Education may be one of the greatest tools agencies can use to continuously demystify the risks of AI, but it doesn’t stop there. For agencies to truly combat misinformation about AI, they must have consistent education, according to Department of Veterans Affairs Interagency Programs Manager, Ethics Officer and Associate Researcher Tony Boese.

Boese cited the agency’s ASPIRE data-literacy program, an AI-powered system that tests individuals to identify skills gaps and creates a tailored educational pathway for them.

He recalled the story of a Naval aviator who had taken a statistics class as an undergraduate, then again while in nursing school, and again when she joined the Navy.
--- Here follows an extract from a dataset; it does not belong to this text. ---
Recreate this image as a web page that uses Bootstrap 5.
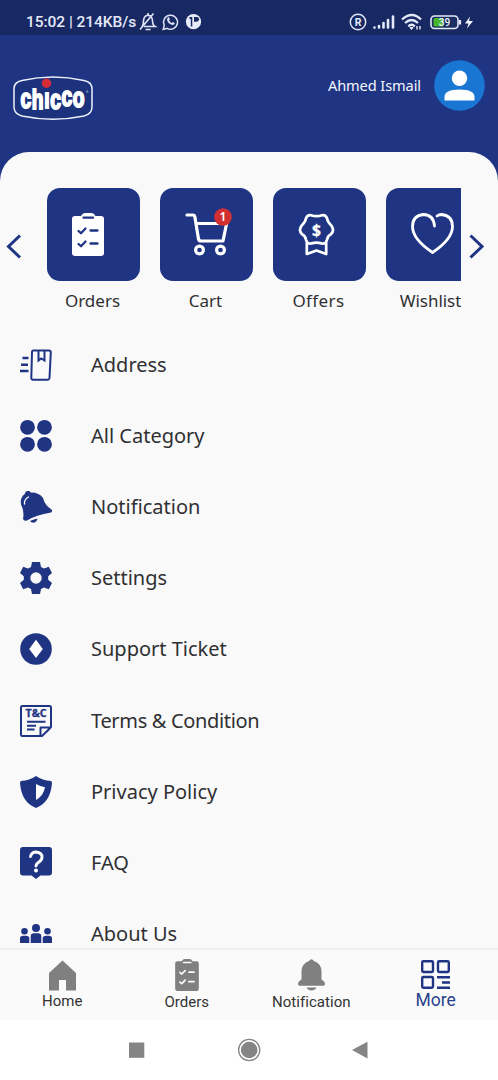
<!DOCTYPE html>
<html lang="en">
<head>
<meta charset="utf-8">
<meta name="viewport" content="width=device-width, initial-scale=1">
<title>Chicco – More</title>
<link rel="stylesheet" href="https://cdn.jsdelivr.net/npm/bootstrap@5.3.0/dist/css/bootstrap.min.css">
<style>
:root{--navy:#1f3584;--ink:#303032}
body{font-family:"Noto Sans","Open Sans",sans-serif;color:var(--ink);background:#1f3584}
svg{display:block;flex:none;overflow:visible}
.phone{width:498px;height:1080px}
.status{height:35px;background:#182863;color:#e4e9f8;padding:8px 23px 0 26px;font:500 15.5px/28px Roboto,sans-serif}
.clock-text{width:109px;letter-spacing:-.05px}
.brandbar{height:117px;padding:25px 13px 0 14px}
.user-name{font-size:14.6px;line-height:50px;color:#f3f5fc;letter-spacing:-.1px}
.sheet{background:#f9f9fa;border-radius:29px 29px 0 0;min-height:0}
.shortcuts{height:177.5px;padding-top:36px}
.arrow{padding-top:46px}
.arrow-prev{width:47px;padding-left:7px}
.arrow-next{width:37px;padding-left:7px}
.strip{width:414px}
.strip-row{gap:20px}
.tile{width:93px}
.tile-box{width:93px;height:93px;border-radius:13px;background:var(--navy)}
.tile-name{font-size:17px;line-height:24px;margin:8px 2px 0 0}
.menu-row{height:71.1px;padding:0 20px;color:var(--ink)}
.menu-name{font-size:20px;line-height:28px;margin-left:39px}
.tabs{height:72px;background:#fafafa;border-top:2px solid #f1f1f2;font:15px/18px Roboto,sans-serif;color:#333}
.tab-col{width:124.5px;padding-top:9px}
.tab-name{margin-top:2px}
.sysnav{height:60px;background:#fff}
</style>
</head>
<body>
<svg width="0" height="0" class="position-absolute" aria-hidden="true">
  <defs>
    <mask id="clipmask" maskUnits="userSpaceOnUse" x="0" y="0" width="32" height="43">
      <rect width="32" height="43" fill="#fff"/>
      <path d="M11.500 4.700h9.500" stroke="#000" stroke-width="2.300" stroke-linecap="round"/>
      <path d="M6.500 18l2.500 2.200 4.500-4.700M18.500 17.500h7M6.500 31l2.500 2.200 4.500-4.700M18.500 30.500h7" fill="none" stroke="#000" stroke-width="2.300" stroke-linecap="round" stroke-linejoin="round"/>
    </mask>
    <symbol id="clip" viewBox="0 0 32 43">
      <path mask="url(#clipmask)" d="M3 3h6q1.500-3 4-3h6.500q2.500 0 4 3H29q3 0 3 3v34q0 3-3 3H3q-3 0-3-3V6q0-3 3-3z" fill="currentColor"/>
    </symbol>
  </defs>
</svg>
<div class="phone d-flex flex-column overflow-hidden">
  <div class="status d-flex flex-shrink-0">
    <span class="clock-text text-nowrap">15:02 | 214KB/s</span>
    <svg style="margin:4px 0 0 4px" width="18" height="20" viewBox="0 0 18 20" fill="none" stroke="#dfe5f6" stroke-width="1.600"><path d="M3 14.500q1.500-1.500 1.500-6Q5 3.500 9 3.200q4 .3 4.500 5.300 0 4.500 2.500 6H5M9 1v2M6.500 17.500h5M1 17.500L14.500 1.500"/></svg>
    <svg style="margin:5px 0 0 5px" width="17" height="18" viewBox="0 0 17 18"><path d="M1.200 16.500l1-4.200A7 7 0 1 1 5 15.300z" fill="none" stroke="#dfe5f6" stroke-width="1.500"/><path d="M5.500 5q1.500-1.500 2 .3l.3 1-.7 1.200q1 1.700 2.700 2.400l1.200-1 1.700 1q0 2-2.200 2Q6 11 5 7z" fill="#dfe5f6"/></svg>
    <svg style="margin:5px 0 0 6px" width="16" height="18" viewBox="0 0 16 18"><circle cx="8.500" cy="8.700" r="7.600" fill="#e8ecf8"/><path d="M4.500 4h2.800v9.500H5.800V6H4.500zM9 4h3q2.500.5 2 3-1 2-3 1.800H9z" fill="#182863"/></svg>
    <svg class="ms-auto" style="margin-top:5px" width="18" height="18" viewBox="0 0 18 18"><circle cx="9" cy="9" r="7.700" fill="none" stroke="#dfe5f6" stroke-width="1.500"/><text x="9" y="12.800" text-anchor="middle" font-family="Roboto" font-size="10.500" font-weight="700" fill="#e8ecf8">R</text></svg>
    <svg style="margin:7px 0 0 6px" width="22" height="14" viewBox="0 0 22 14" stroke="#e4e9f8" stroke-width="2.600" stroke-linecap="round"><path d="M1.500 12.500v.1M6 12.500V11M10.500 12.500V8M15 12.500V5M20 12.500V1.500"/></svg>
    <svg style="margin:6px 0 0 6px" width="22" height="17" viewBox="0 0 22 17" fill="none" stroke="#e4e9f8" stroke-width="2.300"><path d="M1 5.500Q11-3.500 20 5.500M4 9q6.500-6 13 0M7.300 12.300q3.300-3 6.500 0"/><path d="M9 13.500h3l-1.500 2z" fill="#e4e9f8" stroke-width="1"/><path d="M16 12v3.500M19 12v3.500" stroke-width="1.400"/></svg>
    <svg style="margin:7px 1px 0 7px" width="44" height="15" viewBox="0 0 44 15"><rect x="1" y="1" width="27" height="12.500" rx="3.500" fill="#1b2e63" stroke="#e4e9f8" stroke-width="1.600"/><rect x="3.500" y="3" width="10" height="8.500" rx="1.500" fill="#45b52c"/><path d="M30 5v4.500" stroke="#e4e9f8" stroke-width="2.200"/><text x="14.500" y="11" text-anchor="middle" font-family="Roboto" font-size="10" font-weight="500" fill="#f2f5fb">39</text><path d="M40 1.500l-5 7h3.500L37 13.500l6-7.500h-4z" fill="#f2f5fb"/></svg>
  </div>

  <header class="brandbar d-flex justify-content-between flex-shrink-0">
    <svg style="margin:16px 0 0 -1px" width="80" height="45" viewBox="0 0 80 45">
      <path d="M9 4.500Q40-2.500 71 4.500 79 6 79 13v18q0 7-8 9-31 6.500-62 0-8-2-8-9V13Q1 6 9 4.500z" fill="#1c327c" stroke="#eef1fa" stroke-width="1.500"/>
      <g transform="translate(7.500 31.500) scale(.7 1)">
        <text font-family="Liberation Sans" font-weight="700" font-size="27.500" fill="#fff" stroke="#fff" stroke-width="2" letter-spacing=".9">c<tspan dy="1">h</tspan><tspan dy="-1">ı</tspan><tspan dy="1">c</tspan><tspan dy="-2.500">c</tspan><tspan dy="1">o</tspan></text>
      </g>
      <circle cx="33.500" cy="7.300" r="4.700" fill="#d82b38"/>
      <circle cx="74.300" cy="15.500" r=".8" fill="none" stroke="#dfe5f6" stroke-width=".5"/>
    </svg>
    <div class="d-flex">
      <span class="user-name">Ahmed Ismail</span>
      <svg style="margin-left:13px" width="51" height="51" viewBox="0 0 51 51"><circle cx="25.500" cy="25.500" r="25.300" fill="#1976d3"/><circle cx="25.500" cy="18.300" r="7.700" fill="#fff"/><path d="M10.500 40.500v-3.500q0-7.500 15-7.500t15 7.500v3.500z" fill="#fff"/></svg>
    </div>
  </header>

  <main class="sheet flex-grow-1 overflow-hidden">
    <section class="shortcuts d-flex">
      <div class="arrow arrow-prev flex-shrink-0"><svg width="15" height="25" viewBox="0 0 15 25" fill="none" stroke="#1f3584" stroke-width="3"><path d="M13 1.500L1.500 12.500 13 23.500"/></svg></div>
      <div class="strip overflow-hidden flex-shrink-0">
        <div class="strip-row d-flex">
          <div class="tile d-flex flex-column align-items-center flex-shrink-0">
            <div class="tile-box"><svg style="margin:25px 0 0 25px" width="32" height="43" color="#fff"><use href="#clip"/></svg></div>
            <span class="tile-name">Orders</span>
          </div>
          <div class="tile d-flex flex-column align-items-center flex-shrink-0">
            <div class="tile-box position-relative">
              <svg style="margin:24px 0 0 25px" width="44" height="45" viewBox="0 0 44 45" fill="none" stroke="#fff" stroke-width="3.200" stroke-linecap="round" stroke-linejoin="round"><path d="M2 3h6.500q1 0 1.300 1.500L13.500 27q.5 2 2.500 2h22l3.500-17M11 11.500h22"/><circle cx="14.500" cy="38" r="3.900"/><circle cx="35.500" cy="38" r="3.900"/></svg>
              <svg class="position-absolute" style="left:54px;top:20px" width="18" height="18" viewBox="0 0 18 18"><circle cx="9" cy="9" r="8.800" fill="#d32f31"/><text x="9" y="13.300" text-anchor="middle" font-family="Noto Sans" font-size="12" font-weight="600" fill="#fff">1</text></svg>
            </div>
            <span class="tile-name">Cart</span>
          </div>
          <div class="tile d-flex flex-column align-items-center flex-shrink-0">
            <div class="tile-box"><svg style="margin:25px 0 0 25px" width="37" height="43" viewBox="0 0 37 43" fill="none" stroke="#fff" stroke-width="2.700" stroke-linejoin="round"><path d="M13 2.200q5.500 2 11 0 3.500-.7 5 3 .5 4 4 7 4 5 0 9-3.500 2-4 5.500-1 4.500-5.500 3.700-5-1.700-10 0-4.500.8-5.500-3.700-.5-3.500-4-5.500-4-4 0-9 3.500-3 4-7 1.500-3.700 5-3zM8.800 29.500V41l9.700-3.500 9.700 3.500V29.500"/><text transform="translate(18.500 22.500) scale(.95 1)" text-anchor="middle" font-family="Noto Sans" font-size="16.500" font-weight="700" fill="#fff" stroke="#fff" stroke-width=".3">$</text></svg></div>
            <span class="tile-name" style="letter-spacing:.4px">Offers</span>
          </div>
          <div class="tile d-flex flex-column align-items-center flex-shrink-0">
            <div class="tile-box"><svg style="margin:25px 0 0 25px" width="43" height="42" viewBox="0 0 43 42" fill="none" stroke="#fff" stroke-width="2.800" stroke-linecap="round" stroke-linejoin="round"><path d="M23.500 13Q22.500 1.700 12.500 1.500 1.500 2.500 1.500 13.500 1.500 26 21.500 39.500 41.500 26 41.500 13.500q0-11-11-12-2.500 0-4.500 1.500"/></svg></div>
            <span class="tile-name text-nowrap" style="letter-spacing:-.05px;margin-right:4px">Wishlist</span>
          </div>
        </div>
      </div>
      <div class="arrow arrow-next flex-shrink-0"><svg width="16" height="25" viewBox="0 0 16 25" fill="none" stroke="#1f3584" stroke-width="3"><path d="M2.500 1.500L14 12.500l-11.500 11"/></svg></div>
    </section>

    <nav class="d-flex flex-column">
      <a class="menu-row d-flex align-items-center flex-shrink-0 text-decoration-none"><svg width="32" height="32" viewBox="0 0 32 32" fill="none" stroke="#1f3584"><path d="M13 1.500h16q1.800 0 1.800 2L29.500 29q-.2 1.700-1.800 1.700H13q-1.800 0-1.700-2L12 3q0-1.500 1-1.500zM18.500 2v9.500l2.700-2 3.300 2V2" stroke-width="2"/><path d="M2.500 9h6M1 15.700h7M0 22h8.500" stroke-width="2.500"/></svg><span class="menu-name">Address</span></a>
      <a class="menu-row d-flex align-items-center flex-shrink-0 text-decoration-none"><svg width="32" height="32" viewBox="0 0 32 32" fill="#1f3584"><circle cx="7.500" cy="7.300" r="7.400"/><circle cx="24.500" cy="7.300" r="7.400"/><circle cx="7.500" cy="24.300" r="7.400"/><circle cx="24.500" cy="24.300" r="7.400"/></svg><span class="menu-name">All Category</span></a>
      <a class="menu-row d-flex align-items-center flex-shrink-0 text-decoration-none"><svg width="32" height="32" viewBox="0 0 32 32"><path d="M4.800 3Q5.500-.5 8.500.1q1.500 0 2 1.400 8.500-.3 12.500 5.500 2 7.500 8.500 11.500 1.500 2-.5 3-15 2.500-24 8-3.500.8-4-1.700Q4.500 21 1.200 14-.5 7 4.800 3zM10 30q4-2 7.500-2.500-.5 3.500-4 4.300-2.500 0-3.500-1.800z" fill="#1f3584"/><path d="M4.500 13Q4 8.500 8.500 6" fill="none" stroke="#f9f9fa" stroke-width="1.300" stroke-linecap="round"/></svg><span class="menu-name">Notification</span></a>
      <a class="menu-row d-flex align-items-center flex-shrink-0 text-decoration-none"><svg width="32" height="32" viewBox="0 0 32 32"><path fill="#1f3584" fill-rule="evenodd" d="M12 0h8l1 5 3 1.600 4.800-1.800L32 11l-3.800 3.300v3.400L32 21l-3.200 6.200-4.800-1.800-3 1.600-1 5h-8l-1-5-3-1.600-4.800 1.800L0 21l3.800-3.300v-3.400L0 11l3.200-6.200L8 6.600 11 5zM16 10.300a5.700 5.700 0 1 0 0 11.400 5.700 5.700 0 0 0 0-11.400z"/></svg><span class="menu-name">Settings</span></a>
      <a class="menu-row d-flex align-items-center flex-shrink-0 text-decoration-none"><svg width="32" height="32" viewBox="0 0 32 32"><circle cx="16" cy="16" r="15.800" fill="#1f3584"/><path d="M16 6.800L22.800 16 16 25 9.200 16z" fill="#fff"/></svg><span class="menu-name">Support Ticket</span></a>
      <a class="menu-row d-flex align-items-center flex-shrink-0 text-decoration-none"><svg width="32" height="32" viewBox="0 0 32 32" fill="none" stroke="#1f3584" stroke-width="2" stroke-linejoin="round"><path d="M2.500 1h27q1.500 0 1.500 1.500V22q-4 4.500-9 9H2.500Q1 31 1 29.500v-27Q1 1 2.500 1zM20.500 31v-8.500H31M7 16.700h18.500M7 20.800h9M7 24.500h7.500"/><text x="16" y="12.300" text-anchor="middle" font-family="Open Sans" font-size="10" font-weight="700" fill="#1f3584" stroke-width=".3" textLength="21" lengthAdjust="spacingAndGlyphs">T&amp;C</text></svg><span class="menu-name" style="letter-spacing:-.33px">Terms &amp; Condition</span></a>
      <a class="menu-row d-flex align-items-center flex-shrink-0 text-decoration-none"><svg width="32" height="32" viewBox="0 0 32 32"><path d="M16 0q6.500 4.500 15 5 1 .5 1 2-1.500 19.500-16 25Q1.500 26.500 0 7q0-1.500 1-2 8.500-.5 15-5z" fill="#1f3584"/><path d="M16 8q4.500 2.500 9 3.300-1.500 8.500-9 12.700z" fill="#fff"/></svg><span class="menu-name">Privacy Policy</span></a>
      <a class="menu-row d-flex align-items-center flex-shrink-0 text-decoration-none"><svg width="32" height="32" viewBox="0 0 32 32"><path d="M3 0h26q3 0 3 3v22.500q0 3-3 3h-8.500L16 32l-4.500-3.500H3q-3 0-3-3V3q0-3 3-3z" fill="#1f3584"/><path d="M10.500 9.500q1-4.500 5.700-4.500 5.800.5 5.800 5.300 0 2.700-3 4.700-3 1.800-3 4" fill="none" stroke="#fff" stroke-width="2.900" stroke-linecap="round"/><circle cx="16" cy="23.500" r="2" fill="#fff"/></svg><span class="menu-name">FAQ</span></a>
      <a class="menu-row d-flex align-items-center flex-shrink-0 text-decoration-none"><svg width="32" height="19" viewBox="0 0 32 19" fill="#1f3584"><circle cx="16" cy="4" r="4"/><circle cx="4.500" cy="7.300" r="3.300"/><circle cx="27.500" cy="7.300" r="3.300"/><path d="M10.700 19v-6.500q0-3.300 3.300-3.300h4q3.300 0 3.300 3.300V19zM0 19v-4.500Q0 11.700 3 11.700h3q3.300 0 3.300 2.800V19zM22.700 19v-4.500q0-2.800 3.300-2.800h3q3 0 3 2.800V19z"/></svg><span class="menu-name">About Us</span></a>
    </nav>
  </main>

  <footer class="tabs d-flex flex-shrink-0 text-center">
    <div class="tab-col d-flex flex-column align-items-center"><svg style="margin-top:1px" width="27" height="31" viewBox="0 0 27 31"><path d="M13.500.5L27 13v17.500H17V20h-7v10.500H0V13z" fill="#808080"/></svg><span class="tab-name" style="margin-top:1px">Home</span></div>
    <div class="tab-col d-flex flex-column align-items-center"><svg width="24" height="32" color="#808080"><use href="#clip"/></svg><span class="tab-name">Orders</span></div>
    <div class="tab-col d-flex flex-column align-items-center"><svg width="27" height="32" viewBox="0 0 27 32" fill="#808080"><path d="M11 2Q13.500-1.500 16 2q7 2.500 7.500 10v8.500q3.500 2 3.500 4.500 0 1.700-1.700 1.700H1.700Q0 26.700 0 25q0-2.500 3.500-4.500V12Q4 4.500 11 2zM8.500 28.500h10q-1.500 3-5 3t-5-3z"/></svg><span class="tab-name" style="letter-spacing:.05px">Notification</span></div>
    <div class="tab-col d-flex flex-column align-items-center" style="color:#29428d"><svg style="margin-top:1px" width="29" height="29" viewBox="0 0 29 29" fill="none" stroke="#1f3584" stroke-width="2.400"><rect x="1.200" y="1.200" width="10.800" height="10.800" rx="1.200"/><rect x="17" y="1.200" width="10.800" height="10.800" rx="1.200"/><rect x="1.200" y="17" width="10.800" height="10.800" rx="1.200"/><path d="M16 17.200h13M21 22.500h8M16 27.800h13"/></svg><span class="tab-name" style="font-size:17.500px;margin-top:2px">More</span></div>
  </footer>
  <div class="sysnav d-flex justify-content-center align-items-center flex-shrink-0">
    <svg width="240" height="24" viewBox="0 0 240 24" fill="#858585"><path d="M0 4.500h15.300v15.300H0z"/><circle cx="120.200" cy="12" r="10.600" fill="none" stroke="#858585" stroke-width="1.300"/><circle cx="120.200" cy="12" r="8.300"/><path d="M223 12l15.500-8.300v16.800z"/></svg>
  </div>
</div>
<script src="https://cdn.jsdelivr.net/npm/bootstrap@5.3.0/dist/js/bootstrap.bundle.min.js"></script>
</body>
</html>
She had to take repeated classes for what she had already learned because there was no process in place to assess it.

“ASPIRE automatically populates an individualized learning pathway just for you so that we’re not wasting your time or government dollars when you train or retrain more times and things you don’t need,” Boese said. “The idea is that any agency that uses ASPIRE knows that it’s using the same secure system.”

Educating the workforce isn’t just about educating current entry- and mid-level employees, it also must extend to the recruiting process and go all the way up to leadership roles. The IRS has focused on modernizing its recruitment strategies and instituting necessary change management principles.

“When we talk about what the agency needs to do first to recruit, we need to modernize everything,” said IRS Office of Online Services Executive Director Karen Howard. “We talk about digital transformation and leveraging AI, but then [to] digitally transform something — we want to do that, but we don’t want to change.”

Howard also said the agency saw job applicants decrease when the agency said it would be requiring more in-person work. Prior to the announcement, Howard said the IRS was able to “attract some of the best talent” to deliver on the agency’s mission.

In addition to modernizing processes and technology, officials say agencies need to diversify their workforces. U.S. Patent and Trademark Office CIO Jamie Holcombe said agencies need to stop “running a 2024 organization using a 1960s playbook” and consider bringing in new perspectives from industry like those from Silicon Valley.